Granville also sees demand for Axion and ePower’s product as industries that utilize Class 8 Heavy trucks face more stringent emissions and fuel consumption standards. The first U.S. greenhouse gas emission and fuel consumption standards for heavy, medium and light duty vehicles were adopted in August 2011. Jointly developed by the U.S. Environmental Protection Agency (EPA) and the National Highway Traffic Safety Administration (NHTSA), the greenhouse gas program includes carbon dioxide (CO2) emission standards as well as emission standards for nitrous oxide and methane
According to final vocational vehicle standards for model year 2017, Class 8 heavy trucks must meet EPA standards for CO2 emissions of 222 g/ton-mile and NHTSA fuel consumption standards of 21.8 gallons/1,000-ton mile.
As Class 8 heavy trucks age, they will need to be updated and if they are, they will only be required to meet the emission standards that were in place at the time of their original manufacture, Granville noted.

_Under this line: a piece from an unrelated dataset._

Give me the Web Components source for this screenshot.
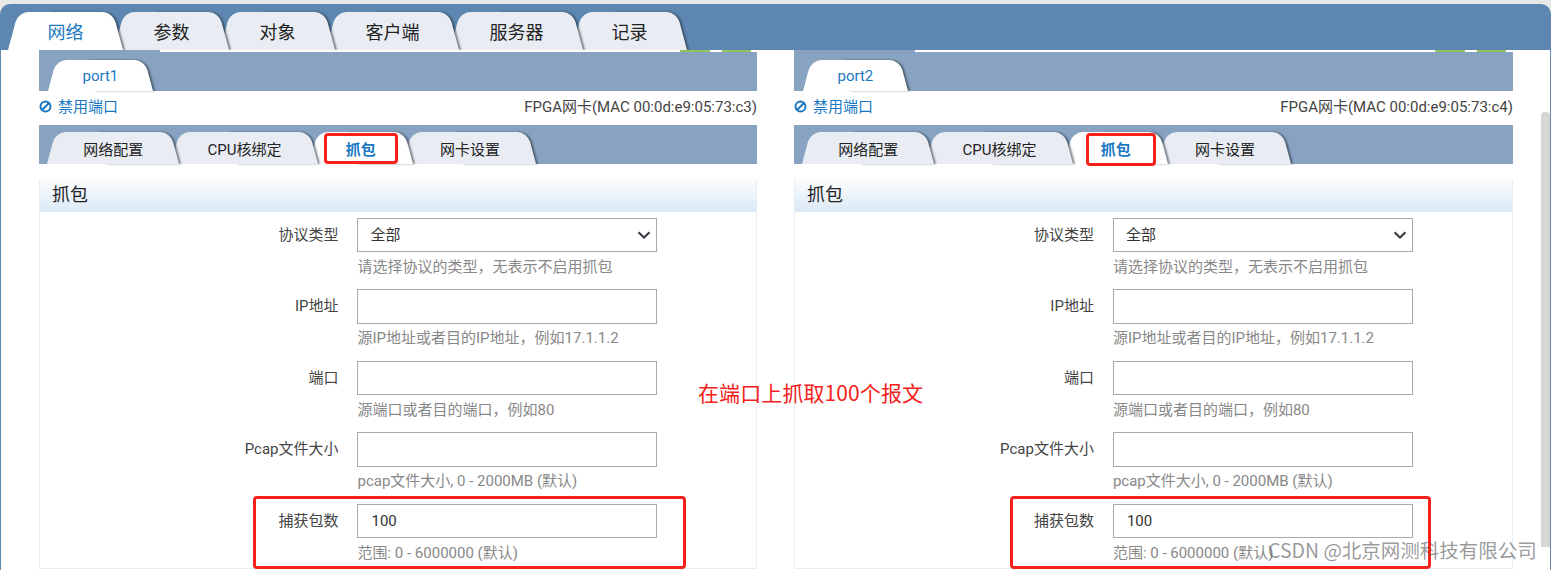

Approximately 37 percent of the 2.7 million U.S. trucks that travel U.S. roads are five to 12 years old, and have outlived their drivetrain warranties but usually have life remaining in their chassis, bodies and other parts. ePower has estimated that these retrofits will pay for themselves through fuel savings alone in as little as two years.
Similar regulations in Europe that limit the emissions per kilometer driven and stop-start applications also created similar demand overseas, Granville noted.
The cost savings that using Axion and ePower’s hybrid system achieves goes hand in hand with reduced emissions, Granville noted.
“There is considerable enthusiasm being generated for this hybrid heavy-duty truck because of the fuel savings and emission improvements it is demonstrating during test drives,” said Granville in an Aug. 29 press release announcing that the PbC battery as used in an electric hybrid Class 8 truck developed by ePower Engines will be on display at a conference in Indiana in late September.